I guess a lot of DMs are just afraid of telling their players who’s in charge at the table.  The ongoing campaign isn’t just your story, never forget that.  At the table you’re creating a narrative together.  And anything that disrupts that narrative is anathema to what you’re trying to accomplish.  I’m not saying you have to force the players into the castle when they want to go the forest, but if they want to moon the king and act stupid to the townsfolk, that’s unacceptable (and you might want to rethink members of your group).  When that player says ‘I drop my pants’ you tell him no, you don’t.  With that one word, you remind the players who is in charge, you remind them of the tone of your game, and you do it all without having to get snotty or hurt feelings.

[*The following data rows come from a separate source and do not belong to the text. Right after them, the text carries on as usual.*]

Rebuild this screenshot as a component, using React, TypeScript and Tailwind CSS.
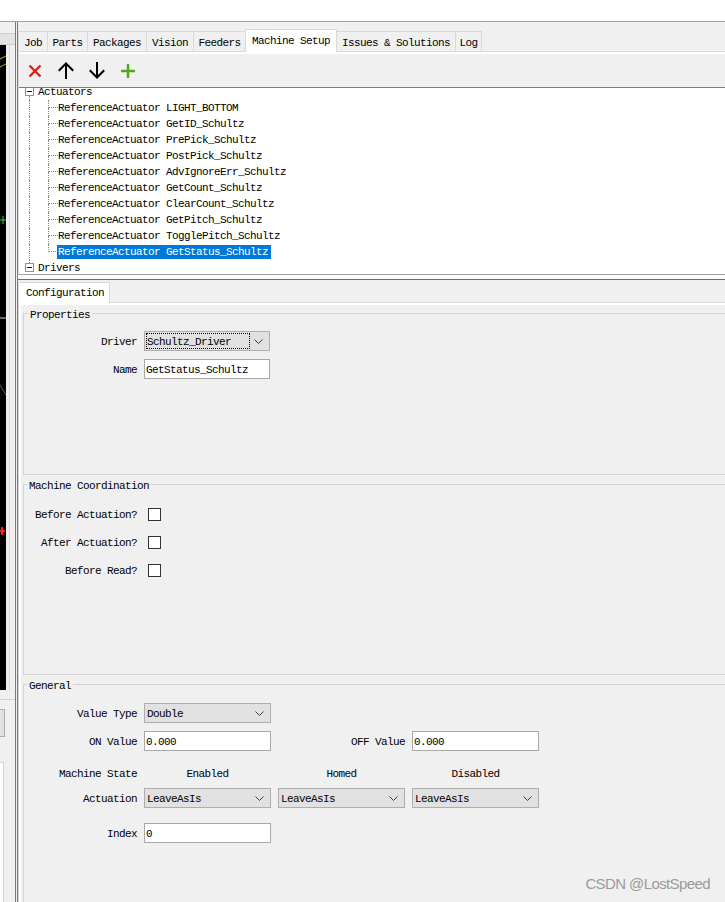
import React from "react";

const tabs = [
  { label: "Job", cls: "w-[29px]" },
  { label: "Parts", cls: "w-[40px]" },
  { label: "Packages", cls: "w-[59px]" },
  { label: "Vision", cls: "w-[47px]" },
  { label: "Feeders", cls: "w-[52px]" },
  { label: "Machine Setup", cls: "w-[92px]", sel: true },
  { label: "Issues & Solutions", cls: "w-[119px] -ml-px" },
  { label: "Log", cls: "w-[27px] border-r" },
];

const children = [
  "LIGHT_BOTTOM",
  "GetID_Schultz",
  "PrePick_Schultz",
  "PostPick_Schultz",
  "AdvIgnoreErr_Schultz",
  "GetCount_Schultz",
  "ClearCount_Schultz",
  "GetPitch_Schultz",
  "TogglePitch_Schultz",
  "GetStatus_Schultz",
];

function Chevron() {
  return (
    <svg width="9" height="5" viewBox="0 0 9 5" className="shrink-0">
      <path d="M0.5 0.5 L4.5 4.5 L8.5 0.5" fill="none" stroke="#3c3c3c" strokeWidth="1" />
    </svg>
  );
}

function Combo({ value, w, focus }: { value: string; w: string; focus?: boolean }) {
  return (
    <div className={`${w} h-[20px] shrink-0 border border-[#adadad] bg-[#e1e1e1] flex items-center`}>
      {focus ? (
        <div className="ml-[1px] w-[104px] h-[16px] border border-dotted border-black pt-px leading-[14px]">
          {value}
        </div>
      ) : (
        <div className="flex-1 pl-[2px] pt-[2px]">{value}</div>
      )}
      {focus && <div className="flex-1" />}
      <div className="mr-[6px]">
        <Chevron />
      </div>
    </div>
  );
}

function Field({ value, w }: { value: string; w: string }) {
  return (
    <div className={`${w} h-[20px] shrink-0 border border-[#a8a8a8] bg-white flex items-center pl-[1px]`}>
      <div className="pt-[2px]">{value}</div>
    </div>
  );
}

function Label({ text, w }: { text: string; w: string }) {
  return <div className={`${w} shrink-0 text-right pt-[2px] whitespace-pre`}>{text}</div>;
}

function Check() {
  return <div className="w-[13px] h-[13px] border border-[#333333] bg-white shrink-0" />;
}

function ExpandBox() {
  return (
    <div className="w-[9px] h-[9px] border border-[#919191] bg-white flex items-center justify-center shrink-0">
      <div className="w-[5px] h-px bg-[#1a1a1a]" />
    </div>
  );
}

function ChildRow({ name, last }: { name: string; last?: boolean }) {
  return (
    <div className="flex h-[16px]">
      <div className="w-[10px] shrink-0" />
      <div className="w-[19px] shrink-0 border-l border-dotted border-[#8c8c8c]" />
      <div className="w-[10px] shrink-0 flex flex-col">
        <div className="h-[8px] border-l border-b border-dotted border-[#8c8c8c]" />
        {!last && <div className="h-[8px] border-l border-dotted border-[#8c8c8c]" />}
      </div>
      {last ? (
        <span className="self-center h-[14px] leading-[14px] bg-[#0078d7] text-white -ml-px pl-px pr-[3px] whitespace-pre">
          ReferenceActuator {name}
        </span>
      ) : (
        <span className="whitespace-pre">ReferenceActuator {name}</span>
      )}
    </div>
  );
}

function UpIcon() {
  return (
    <svg width="18" height="17" viewBox="0 0 18 17">
      <path d="M9 1.5 V17 M1.8 8.7 L9 1.5 L16.2 8.7" fill="none" stroke="#000" strokeWidth="2" />
    </svg>
  );
}

function DownIcon() {
  return (
    <svg width="18" height="17" viewBox="0 0 18 17">
      <path d="M9 0 V15.5 M1.8 8.3 L9 15.5 L16.2 8.3" fill="none" stroke="#000" strokeWidth="2" />
    </svg>
  );
}

function DeleteIcon() {
  return (
    <svg width="16" height="16" viewBox="0 0 16 16">
      <path d="M2.5 2.5 L13.5 13.5 M13.5 2.5 L2.5 13.5" fill="none" stroke="#dc2020" strokeWidth="2.4" />
    </svg>
  );
}

function AddIcon() {
  return (
    <svg width="16" height="16" viewBox="0 0 16 16">
      <path d="M8 1 V15 M1 8 H15" fill="none" stroke="#4ea61c" strokeWidth="2.4" />
    </svg>
  );
}

function LeftStrip() {
  return (
    <div className="w-[15px] shrink-0 flex flex-col">
      <div className="h-[11px]" />
      <div className="h-[12px] bg-[#e3e3e3] border-t border-b border-[#cfcfcf]" />
      <div className="h-[645px] flex">
        <div className="w-[6px] bg-black">
          <svg width="6" height="645" viewBox="0 0 6 645">
            <path d="M0 14 Q4 12 6 11" stroke="#c8c84a" strokeWidth="1" fill="none" />
            <path d="M0 22 Q4 20 6 19" stroke="#b0b040" strokeWidth="1" fill="none" />
            <path d="M0 175 H6 M3 171 V179" stroke="#30d030" strokeWidth="1" />
            <path d="M0 273 H6" stroke="#d0d0d0" strokeWidth="1" />
            <path d="M0 340 Q3 345 6 350" stroke="#606060" strokeWidth="1" fill="none" />
            <path d="M0 486 H5 M2 482 V490" stroke="#ff2020" strokeWidth="2" />
          </svg>
        </div>
        <div className="w-[3px]" />
        <div className="w-px bg-[#dadada]" />
      </div>
      <div className="h-[10px] border-b border-[#d5d5d5]" />
      <div className="h-[9px]" />
      <div className="h-[28px] w-[5px] bg-[#e1e1e1] border border-l-0 border-[#adadad]" />
      <div className="h-[25px]" />
      <div className="flex-1 w-[4px] bg-white border-t border-r border-[#d5d5d5]" />
    </div>
  );
}

export default function App() {
  return (
    <div className="relative w-[725px] h-[902px] overflow-hidden bg-[#f0f0f0] flex flex-col font-['Liberation_Mono',monospace] text-[11px] leading-[16px] tracking-[-0.6px] text-black">
      <div className="h-[22px] shrink-0 bg-white border-b border-[#a0a0a0]" />
      <div className="flex flex-1 min-h-0">
        <LeftStrip />
        <div className="w-[3px] shrink-0 border-l border-r border-[#7a7a7a]" />
        <div className="flex-1 min-w-0 flex flex-col">
          {/* main tabs */}
          <div className="h-[29px] shrink-0 flex items-end">
            {tabs.map((t) =>
              t.sel ? (
                <div
                  key={t.label}
                  className={`${t.cls} h-[23px] -mb-px relative z-10 bg-white border-l border-r border-t border-[#d9d9d9] text-center pt-[3px] whitespace-pre`}
                >
                  {t.label}
                </div>
              ) : (
                <div
                  key={t.label}
                  className={`${t.cls} h-[20px] border-l border-t border-[#d9d9d9] text-center pt-[3px] whitespace-pre`}
                >
                  {t.label}
                </div>
              )
            )}
          </div>
          {/* upper pane */}
          <div className="shrink-0 border-t border-l border-[#d9d9d9] flex flex-col">
            <div className="h-[2px] bg-white" />
            <div className="h-[33px] flex items-center">
              <div className="w-[31px] h-full flex items-center justify-center">
                <DeleteIcon />
              </div>
              <div className="w-[31px] h-full flex items-center justify-center">
                <UpIcon />
              </div>
              <div className="w-[31px] h-full flex items-center justify-center">
                <DownIcon />
              </div>
              <div className="w-[31px] h-full flex items-center justify-center">
                <AddIcon />
              </div>
            </div>
            <div className="h-[188px] bg-white border-t border-t-[#7c7c7c] border-b border-b-[#a0a0a0] overflow-hidden">
              <div className="-mt-[4px] flex flex-col">
                <div className="flex h-[16px]">
                  <div className="w-[6px] shrink-0" />
                  <div className="w-[9px] shrink-0 flex flex-col">
                    <div className="h-[3px]" />
                    <ExpandBox />
                    <div className="flex-1 ml-[4px] border-l border-dotted border-[#8c8c8c]" />
                  </div>
                  <div className="w-[4px] shrink-0" />
                  <span>Actuators</span>
                </div>
                {children.map((c, i) => (
                  <ChildRow key={c} name={c} last={i === children.length - 1} />
                ))}
                <div className="flex h-[16px]">
                  <div className="w-[6px] shrink-0" />
                  <div className="w-[9px] shrink-0 flex flex-col">
                    <div className="h-[3px] ml-[4px] border-l border-dotted border-[#8c8c8c]" />
                    <ExpandBox />
                  </div>
                  <div className="w-[4px] shrink-0" />
                  <span>Drivers</span>
                </div>
              </div>
            </div>
          </div>
          <div className="h-[4px] shrink-0 bg-[#fafafa]" />
          <div className="h-px shrink-0 bg-[#6d6d6d]" />
          {/* lower pane */}
          <div className="flex-1 min-h-0 flex flex-col">
            <div className="pt-[2px] flex shrink-0">
              <div className="w-[92px] h-[21px] -mb-px relative z-10 bg-white border-l border-r border-t border-[#d9d9d9] pl-[7px] pt-[2px]">
                Configuration
              </div>
            </div>
            <div className="flex-1 border-t border-l border-[#d9d9d9]">
              <div className="h-full border-t-2 border-l-2 border-white pl-[2px] flex flex-col">
                {/* Properties */}
                <fieldset className="h-[170px] shrink-0 border border-r-0 border-[#d5d5d5]">
                  <legend className="ml-[4px] px-[2px] h-[16px] pt-[4px] leading-[12px]">Properties</legend>
                  <div className="pt-[10px] flex flex-col gap-[8px]">
                    <div className="flex items-center gap-[7px]">
                      <Label text="Driver" w="w-[113px]" />
                      <Combo value="Schultz_Driver" w="w-[126px]" focus />
                    </div>
                    <div className="flex items-center gap-[7px]">
                      <Label text="Name" w="w-[113px]" />
                      <Field value="GetStatus_Schultz" w="w-[126px]" />
                    </div>
                  </div>
                </fieldset>
                {/* Machine Coordination */}
                <fieldset className="mt-[1px] h-[199px] shrink-0 border border-r-0 border-[#d5d5d5]">
                  <legend className="ml-[3px] px-[2px] h-[16px] pt-[5px] leading-[11px]">Machine Coordination</legend>
                  <div className="pt-[12px] flex flex-col gap-[8px]">
                    {["Before Actuation?", "After Actuation?", "Before Read?"].map((l) => (
                      <div key={l} className="h-[20px] flex items-center">
                        <Label text={l} w="w-[113px]" />
                        <div className="ml-[11px]">
                          <Check />
                        </div>
                      </div>
                    ))}
                  </div>
                </fieldset>
                {/* General */}
                <fieldset className="mt-[1px] h-[260px] shrink-0 border border-r-0 border-[#d5d5d5]">
                  <legend className="ml-[3px] px-[2px] h-[16px] pt-[5px] leading-[11px]">General</legend>
                  <div className="pt-[11px] flex flex-col">
                    <div className="flex items-center gap-[7px]">
                      <Label text="Value Type" w="w-[113px]" />
                      <Combo value="Double" w="w-[127px]" />
                    </div>
                    <div className="mt-[8px] flex items-center gap-[7px]">
                      <Label text="ON Value" w="w-[113px]" />
                      <Field value="0.000" w="w-[127px]" />
                      <Label text="OFF Value" w="w-[127px]" />
                      <Field value="0.000" w="w-[127px]" />
                    </div>
                    <div className="mt-[12px] h-[20px] flex items-center gap-[7px]">
                      <Label text="Machine State" w="w-[113px]" />
                      <div className="w-[127px] text-center pt-[2px]">Enabled</div>
                      <div className="w-[127px] text-center pt-[2px]">Homed</div>
                      <div className="w-[127px] text-center pt-[2px]">Disabled</div>
                    </div>
                    <div className="mt-[5px] flex items-center gap-[7px]">
                      <Label text="Actuation" w="w-[113px]" />
                      <Combo value="LeaveAsIs" w="w-[127px]" />
                      <Combo value="LeaveAsIs" w="w-[127px]" />
                      <Combo value="LeaveAsIs" w="w-[127px]" />
                    </div>
                    <div className="mt-[15px] flex items-center gap-[7px]">
                      <Label text="Index" w="w-[113px]" />
                      <Field value="0" w="w-[127px]" />
                    </div>
                  </div>
                </fieldset>
              </div>
            </div>
          </div>
        </div>
      </div>
      <div className="absolute right-[15px] bottom-[10px] font-['Liberation_Sans',sans-serif] text-[15px] leading-[16px] text-[#9a9a9a]">
        CSDN @LostSpeed
      </div>
    </div>
  );
}
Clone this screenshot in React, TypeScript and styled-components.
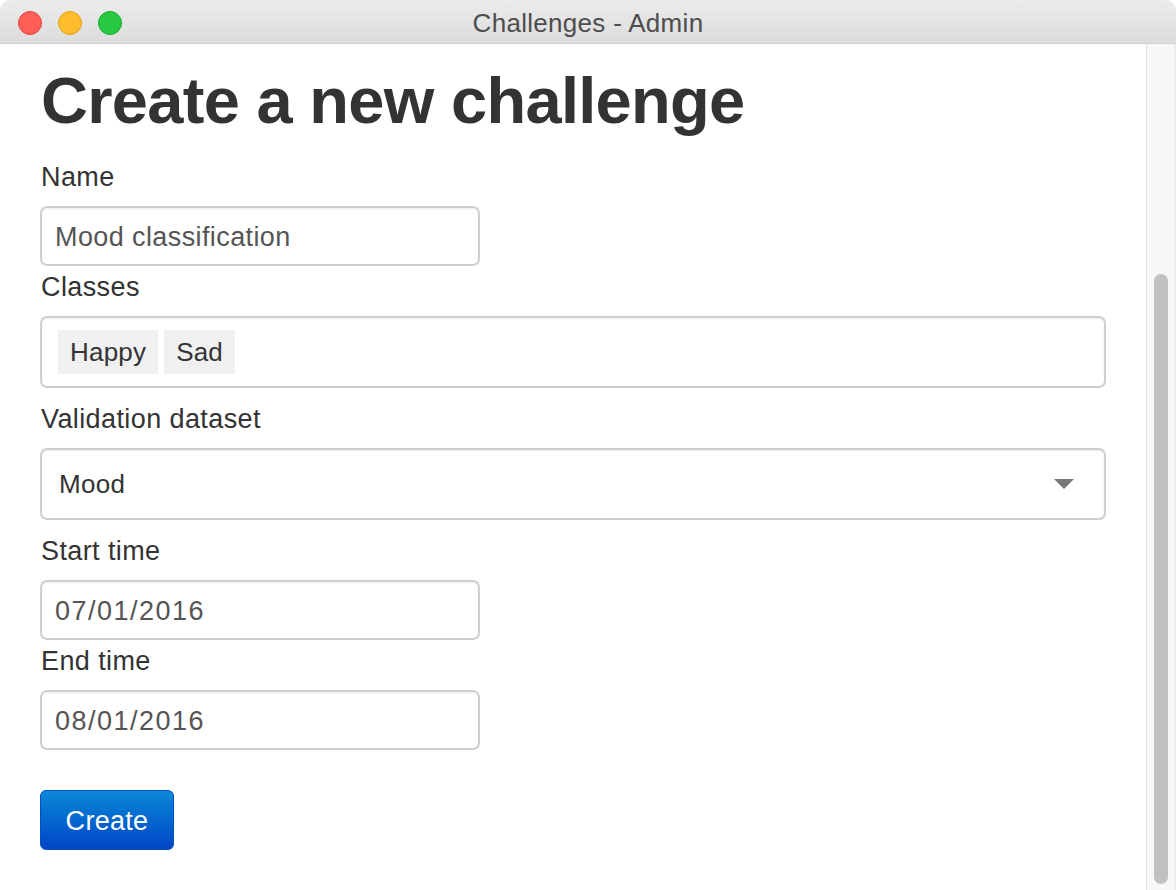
import React from "react";
import styled, { createGlobalStyle } from "styled-components";

const GlobalStyle = createGlobalStyle`
  html, body {
    margin: 0;
    padding: 0;
    background: #ffffff;
    overflow: hidden;
  }
  * { box-sizing: border-box; }
`;

const Window = styled.div`
  width: 1176px;
  height: 890px;
  display: flex;
  flex-direction: column;
  background: #ffffff;
  font-family: "Liberation Sans", Arial, sans-serif;
  overflow: hidden;
`;

const TitleBar = styled.div`
  position: relative;
  height: 44px;
  flex: 0 0 44px;
  display: flex;
  align-items: center;
  justify-content: center;
  background: linear-gradient(#ececec, #dcdcdc);
  border-bottom: 1px solid #d2d2d2;
  border-radius: 10px 10px 0 0;
`;

const Lights = styled.div`
  position: absolute;
  left: 18px;
  top: 11px;
  display: flex;
  gap: 16px;
`;

const Light = styled.span<{ $fill: string; $edge: string }>`
  width: 24px;
  height: 24px;
  border-radius: 50%;
  background: ${(p) => p.$fill};
  border: 1px solid ${(p) => p.$edge};
`;

const Title = styled.div`
  font-size: 26px;
  letter-spacing: 0.3px;
  color: #4d4d4d;
  line-height: 44px;
  padding-top: 2px;
`;

const Body = styled.div`
  flex: 1;
  display: flex;
  min-height: 0;
`;

const Content = styled.div`
  flex: 1;
  padding: 21px 40px 0 40px;
  display: flex;
  flex-direction: column;
  align-items: flex-start;
`;

const Heading = styled.h1`
  margin: 0 0 21px 1px;
  font-size: 65px;
  line-height: 72px;
  font-weight: 700;
  letter-spacing: -0.7px;
  color: #333333;
`;

const Field = styled.div<{ $gap: number; $wide?: boolean }>`
  display: flex;
  flex-direction: column;
  margin-bottom: ${(p) => p.$gap}px;
  width: ${(p) => (p.$wide ? "100%" : "440px")};
`;

const Label = styled.label`
  font-size: 27px;
  line-height: 36px;
  letter-spacing: 0.4px;
  color: #333333;
  padding-top: 1px;
  margin: 0 0 11px 1px;
`;

const TextInput = styled.input<{ $spacing?: number }>`
  height: 60px;
  width: 100%;
  padding: 3px 13px 0 13px;
  font-family: "Liberation Sans", Arial, sans-serif;
  font-size: 27px;
  letter-spacing: ${(p) => p.$spacing ?? 0.4}px;
  color: #555555;
  background: #ffffff;
  border: 2px solid #cfcfcf;
  border-radius: 7px;
  box-shadow: inset 0 1px 2px rgba(0, 0, 0, 0.08);
  outline: none;
`;

const TagBox = styled.div`
  height: 72px;
  width: 100%;
  display: flex;
  align-items: center;
  gap: 6px;
  padding: 0 16px;
  border: 2px solid #cfcfcf;
  border-radius: 7px;
  box-shadow: inset 0 1px 2px rgba(0, 0, 0, 0.08);
`;

const Tag = styled.span`
  height: 44px;
  display: flex;
  align-items: center;
  padding: 0 12px;
  background: #f0f0f0;
  font-size: 26px;
  letter-spacing: 0.2px;
  color: #333333;
`;

const SelectBox = styled.div`
  height: 72px;
  width: 100%;
  display: flex;
  align-items: center;
  justify-content: space-between;
  padding: 0 30px 0 17px;
  border: 2px solid #cfcfcf;
  border-radius: 7px;
  box-shadow: inset 0 1px 2px rgba(0, 0, 0, 0.08);
  font-size: 26px;
  letter-spacing: 0.3px;
  color: #333333;
`;

const Button = styled.button`
  margin-top: 38px;
  height: 60px;
  width: 134px;
  border: 1px solid #0050c4;
  border-radius: 6px;
  background: linear-gradient(#0a88d6, #0045c6);
  color: #ffffff;
  font-family: "Liberation Sans", Arial, sans-serif;
  font-size: 27px;
  letter-spacing: 0.3px;
  cursor: pointer;
  padding: 2px 0 0 0;
`;

const Track = styled.div`
  width: 30px;
  flex: 0 0 30px;
  display: flex;
  flex-direction: column;
  justify-content: flex-end;
  padding: 0 6px 6px 7px;
  background: #f7f7f7;
  border-left: 1px solid #e4e4e4;
  border-right: 2px solid #ececec;
`;

const Thumb = styled.div`
  height: 610px;
  width: 100%;
  border-radius: 8px;
  background: #c1c1c1;
`;

export default function App() {
  return (
    <>
      <GlobalStyle />
      <Window>
        <TitleBar>
          <Lights>
            <Light $fill="#ff5f57" $edge="#e2463f" />
            <Light $fill="#ffbd2e" $edge="#e1a116" />
            <Light $fill="#28c940" $edge="#14ae2a" />
          </Lights>
          <Title>Challenges - Admin</Title>
        </TitleBar>
        <Body>
          <Content>
            <Heading>Create a new challenge</Heading>
            <Field $gap={2}>
              <Label>Name</Label>
              <TextInput readOnly defaultValue="Mood classification" />
            </Field>
            <Field $gap={12} $wide>
              <Label>Classes</Label>
              <TagBox>
                <Tag>Happy</Tag>
                <Tag>Sad</Tag>
              </TagBox>
            </Field>
            <Field $gap={12} $wide>
              <Label>Validation dataset</Label>
              <SelectBox>
                <span>Mood</span>
                <svg width="20" height="10" viewBox="0 0 20 10">
                  <polygon points="0,0 20,0 10,10" fill="#777777" />
                </svg>
              </SelectBox>
            </Field>
            <Field $gap={2}>
              <Label>Start time</Label>
              <TextInput readOnly defaultValue="07/01/2016" $spacing={1.5} />
            </Field>
            <Field $gap={2}>
              <Label>End time</Label>
              <TextInput readOnly defaultValue="08/01/2016" $spacing={1.5} />
            </Field>
            <Button>Create</Button>
          </Content>
          <Track>
            <Thumb />
          </Track>
        </Body>
      </Window>
    </>
  );
}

But, this must be used responsibly.  A player wants to pick a game breaking option he found in the bowels of the internet?  Say no.  A player wants to start killing party members because ‘that’s what his character would do’, you tell them no.  But if a player wants to do something interesting, something that won’t ruin the game for everyone else, you let it happen.  The best times in this game come from the unexpected.  Remember, you’re all in this together.  It’s not about you; it’s about everyone at the table.